==== DATA EXTRACT

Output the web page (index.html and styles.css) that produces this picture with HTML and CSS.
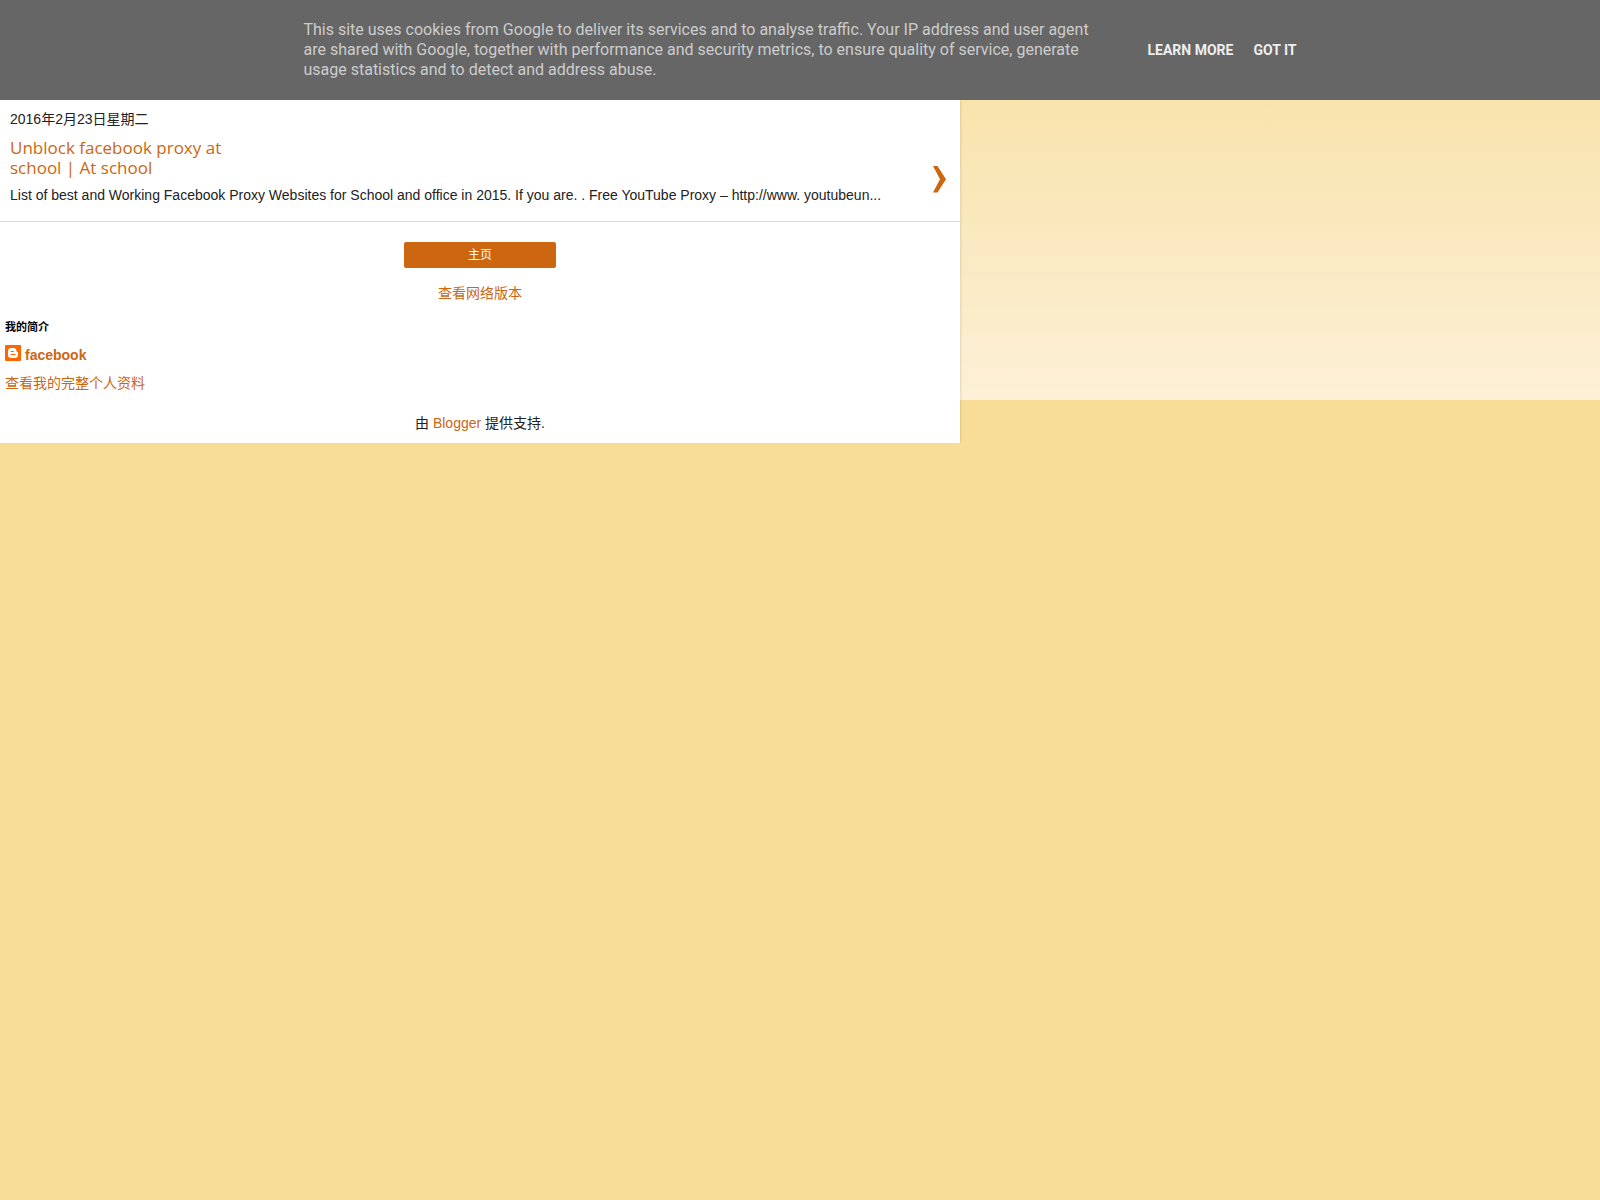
FILE: index.html
```html
<!DOCTYPE html>
<html lang="zh-CN">
<head>
    <meta charset="UTF-8">
    <meta name="viewport" content="width=device-width, initial-scale=1">
    <title>facebook</title>
    <link rel="stylesheet" href="styles.css">
</head>
<body>

<div class="cookie-bar" lang="en">
    <p class="cookie-text">This site uses cookies from Google to deliver its services and to analyse traffic. Your IP address and user agent are shared with Google, together with performance and security metrics, to ensure quality of service, generate usage statistics and to detect and address abuse.</p>
    <div class="cookie-buttons">
        <a href="#">Learn more</a>
        <a href="#">Got it</a>
    </div>
</div>

<div class="content">
    <main>
        <article class="post">
            <div class="post-text">
                <h2 class="date">2016年2月23日星期二</h2>
                <h3 class="post-title"><a href="#">Unblock facebook proxy at school | At school</a></h3>
                <p class="snippet">List of best and Working Facebook Proxy Websites for School and office in 2015. If you are. . Free YouTube Proxy – http://www. youtubeun...</p>
            </div>
            <a class="arrow" href="#" aria-label="Unblock facebook proxy at school">
                <svg width="14" height="28" viewBox="0 0 14 28"><path d="M1 1h4.500L14 14.300 5.500 27.500H1L8 14.300z"/></svg>
            </a>
        </article>

        <nav class="pager">
            <a class="home-link" href="#">主页</a>
            <a class="web-link" href="#">查看网络版本</a>
        </nav>
    </main>

    <section class="profile">
        <h2>我的简介</h2>
        <a class="profile-name" href="#">
            <svg width="16" height="16" viewBox="0 0 16 16">
                <rect width="16" height="16" rx="1" fill="#ff6600"/>
                <path fill="#fff" d="M6 3h2.500C10.200 3 11.500 4.300 11.500 6c0 .9.400 1 1.500 1v3c0 1.700-1.300 3-3 3H6c-1.700 0-3-1.300-3-3V6c0-1.700 1.300-3 3-3z"/>
                <path stroke="#ff6600" stroke-linecap="round" d="M6 6.500h2.500M6 9.500h4"/>
            </svg>
            facebook
        </a>
        <a class="profile-link" href="#">查看我的完整个人资料</a>
    </section>

    <footer>由 <a href="#">Blogger</a> 提供支持.</footer>
</div>

</body>
</html>
```
FILE: styles.css
```css
body {
    margin: 0;
    font-family: "Liberation Sans", Arial, "Noto Sans CJK SC", sans-serif;
    font-size: 14px;
    line-height: 20px;
    color: #222;
    background: #f7dd97 linear-gradient(#f8df9f, #fcf0d6) no-repeat 0 0 / 100% 400px;
}
a {
    color: #cc6611;
    text-decoration: none;
}
h2, h3, p {
    margin: 0;
}
.cookie-bar {
    position: relative;
    z-index: 1;
    display: flex;
    justify-content: center;
    align-items: center;
    gap: 48px;
    padding: 20px;
    background-color: #666;
    font-family: Roboto, sans-serif;
}
.cookie-text {
    max-width: 796px;
    font-size: 16px;
    color: #ccc;
}
.cookie-buttons {
    display: flex;
    gap: 20px;
}
.cookie-buttons a {
    color: #eee;
    font-weight: bold;
    text-transform: uppercase;
    white-space: nowrap;
}
.content {
    width: 60%;
    background-color: #fff;
    box-shadow: 0 0 3px rgba(0, 0, 0, 0.2);
}
.post {
    display: flex;
    justify-content: space-between;
    align-items: flex-end;
    padding: 9px 14px 16px 10px;
    border-bottom: 1px solid #ddd;
}
.date {
    font-size: 14px;
    font-weight: normal;
}
.post-title {
    width: 220px;
    margin: 9px 0 7px;
    font: 17px/20px "Trebuchet MS", "Open Sans", sans-serif;
}
.arrow {
    display: flex;
    margin-bottom: 12px;
}
.arrow svg {
    fill: #cc6611;
}
.pager {
    display: flex;
    flex-direction: column;
    align-items: center;
    gap: 15px;
    padding-top: 20px;
}
.home-link {
    width: 152px;
    border-radius: 2px;
    background-color: #cc6611;
    color: #fff;
    font-size: 12px;
    line-height: 26px;
    text-align: center;
}
.profile {
    display: flex;
    flex-direction: column;
    align-items: flex-start;
    gap: 8px;
    padding: 14px 5px 0;
}
.profile h2 {
    font-size: 11px;
    color: #000;
}
.profile-name {
    display: flex;
    gap: 4px;
    font-weight: bold;
}
footer {
    padding: 20px 0 10px;
    text-align: center;
}
```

========

● **YOUR TASK**
Reproduce all of the material exactly, apart from the pictures.

● **EXERCISE RESPONSE**
Output the web page (index.html and styles.css) that produces this picture with HTML and CSS.
FILE: index.html
```html
<!DOCTYPE html>
<html lang="zh-CN">
<head>
    <meta charset="UTF-8">
    <meta name="viewport" content="width=device-width, initial-scale=1">
    <title>facebook</title>
    <link rel="stylesheet" href="styles.css">
</head>
<body>

<div class="cookie-bar" lang="en">
    <p class="cookie-text">This site uses cookies from Google to deliver its services and to analyse traffic. Your IP address and user agent are shared with Google, together with performance and security metrics, to ensure quality of service, generate usage statistics and to detect and address abuse.</p>
    <div class="cookie-buttons">
        <a href="#">Learn more</a>
        <a href="#">Got it</a>
    </div>
</div>

<div class="content">
    <main>
        <article class="post">
            <div class="post-text">
                <h2 class="date">2016年2月23日星期二</h2>
                <h3 class="post-title"><a href="#">Unblock facebook proxy at school | At school</a></h3>
                <p class="snippet">List of best and Working Facebook Proxy Websites for School and office in 2015. If you are. . Free YouTube Proxy – http://www. youtubeun...</p>
            </div>
            <a class="arrow" href="#" aria-label="Unblock facebook proxy at school">
                <svg width="14" height="28" viewBox="0 0 14 28"><path d="M1 1h4.500L14 14.300 5.500 27.500H1L8 14.300z"/></svg>
            </a>
        </article>

        <nav class="pager">
            <a class="home-link" href="#">主页</a>
            <a class="web-link" href="#">查看网络版本</a>
        </nav>
    </main>

    <section class="profile">
        <h2>我的简介</h2>
        <a class="profile-name" href="#">
            <svg width="16" height="16" viewBox="0 0 16 16">
                <rect width="16" height="16" rx="1" fill="#ff6600"/>
                <path fill="#fff" d="M6 3h2.500C10.200 3 11.500 4.300 11.500 6c0 .9.400 1 1.500 1v3c0 1.700-1.300 3-3 3H6c-1.700 0-3-1.300-3-3V6c0-1.700 1.300-3 3-3z"/>
                <path stroke="#ff6600" stroke-linecap="round" d="M6 6.500h2.500M6 9.500h4"/>
            </svg>
            facebook
        </a>
        <a class="profile-link" href="#">查看我的完整个人资料</a>
    </section>

    <footer>由 <a href="#">Blogger</a> 提供支持.</footer>
</div>

</body>
</html>
```
FILE: styles.css
```css
body {
    margin: 0;
    font-family: "Liberation Sans", Arial, "Noto Sans CJK SC", sans-serif;
    font-size: 14px;
    line-height: 20px;
    color: #222;
    background: #f7dd97 linear-gradient(#f8df9f, #fcf0d6) no-repeat 0 0 / 100% 400px;
}
a {
    color: #cc6611;
    text-decoration: none;
}
h2, h3, p {
    margin: 0;
}
.cookie-bar {
    position: relative;
    z-index: 1;
    display: flex;
    justify-content: center;
    align-items: center;
    gap: 48px;
    padding: 20px;
    background-color: #666;
    font-family: Roboto, sans-serif;
}
.cookie-text {
    max-width: 796px;
    font-size: 16px;
    color: #ccc;
}
.cookie-buttons {
    display: flex;
    gap: 20px;
}
.cookie-buttons a {
    color: #eee;
    font-weight: bold;
    text-transform: uppercase;
    white-space: nowrap;
}
.content {
    width: 60%;
    background-color: #fff;
    box-shadow: 0 0 3px rgba(0, 0, 0, 0.2);
}
.post {
    display: flex;
    justify-content: space-between;
    align-items: flex-end;
    padding: 9px 14px 16px 10px;
    border-bottom: 1px solid #ddd;
}
.date {
    font-size: 14px;
    font-weight: normal;
}
.post-title {
    width: 220px;
    margin: 9px 0 7px;
    font: 17px/20px "Trebuchet MS", "Open Sans", sans-serif;
}
.arrow {
    display: flex;
    margin-bottom: 12px;
}
.arrow svg {
    fill: #cc6611;
}
.pager {
    display: flex;
    flex-direction: column;
    align-items: center;
    gap: 15px;
    padding-top: 20px;
}
.home-link {
    width: 152px;
    border-radius: 2px;
    background-color: #cc6611;
    color: #fff;
    font-size: 12px;
    line-height: 26px;
    text-align: center;
}
.profile {
    display: flex;
    flex-direction: column;
    align-items: flex-start;
    gap: 8px;
    padding: 14px 5px 0;
}
.profile h2 {
    font-size: 11px;
    color: #000;
}
.profile-name {
    display: flex;
    gap: 4px;
    font-weight: bold;
}
footer {
    padding: 20px 0 10px;
    text-align: center;
}
```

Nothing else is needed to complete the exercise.